The movie follows a lone blacksmith, played by Rza himself, who lives in a gang torn Chinese village in the 19th century.  Here, the various gangs constantly fight and kill in a never ending power struggle.  Because of his renowned skills, the blacksmith is forced to make elaborate weapons for the ruthless killers.  The only way he can cope with this is by working to earn the freedom of his lover, Lady Silk, a prostitute at the local brothel.  One day, two members of the Lion gang, Silver Lion and Bronze Lion, kill their leader, Gold, and take over the clan.  The two use the Lions to start an all out war with the other clans and the country itself, forcing the blacksmith once again into the struggle, but this time, with Gold Lion’s son Zen-Yi and a British cowboy named Jack Knife (Russell Crowe), he vows to fight back to protect the village and the woman he loves as the man with the iron fists.

Now I am not very well versed in the kung-fu film genre, so I don’t have much to compare The Man with the Iron Fists to, but what I can say that it is one of the more unique films I have seen in a while.  The movie’s strongest point easily comes from the cast of over the top characters, each with a distinct look and even more distinct ways of fighting people.  There is a guy who fights with a suit made of knives, a pair of twins who take turns beating up their foes using each other as the weapons and several others that provide the chaos that is the film’s energized fight scenes.

All the brutal fights do however raise an issue.  These fights get bloody – really bloody.  You will see heads chopped off, guys turned into fruit punch fountains, and a guy at the wrong end of a gun powered knife.  I normally don’t mind violence in movies, but there were parts where even I was shocked.

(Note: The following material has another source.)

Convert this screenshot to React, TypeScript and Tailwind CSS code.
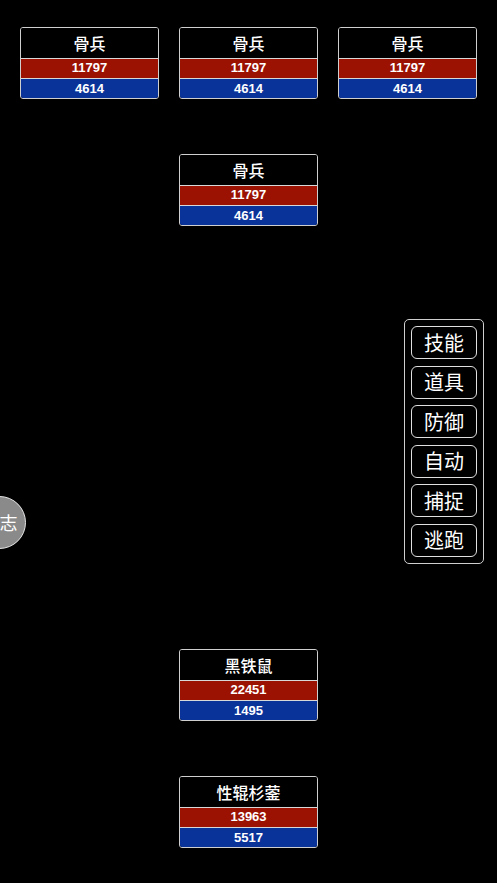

Another problem with this movie is with its lackluster acting.  Much of the actors came off rather bland and while I could forgive Rza for not doing so well because he isn’t an actor by trade, but even veteran actress Lucy Liu, who plays the unofficial queen of the town, couldn’t seem to fill her roles well and it falls flat.  Fortunately, there are a few exceptions.  Russell Crowe plays the character Jack Knife, a soldier looking for a killer in town.  He carries a knife/revolver hybrid and isn’t afraid to use it.  He is sarcastic and bit of a jerk, but he has fun at what he does and it really shows in Crowe’s acting.  Another notable role is Byron Mann as Silver Lion who gives a performance that is so bad its good.  Silver Lion is this extremely campy villain who has a special kind of comic book style of evil to him.  His lines are over acted and he looks ridiculous, but this is what make you like him.

Much like the acting, the plot of the film also suffers.  In between the high octane bloodbaths, there is a plot going on with what is suppose to be character development, but it isn’t handled very well.  Characters will share maybe two scenes together and they are best friends all of a sudden.  There was even a time when a major character dies and I found myself not really caring because there wasn’t much time put into them.  It also comes off as taking it’s self too seriously.  Its hard to make people take a movie about a guy with iron hands fighting bad guys, so what they should have done was make it even more over the top and campy.  By embracing the inherent silliness of the movie, it could have come a lot farther.

Overall, The Man with the Iron Fists is worth a watch if you like your kung-fu action.  The fights and the crazy characters in them won’t disappoint in the slightest, but everything else will.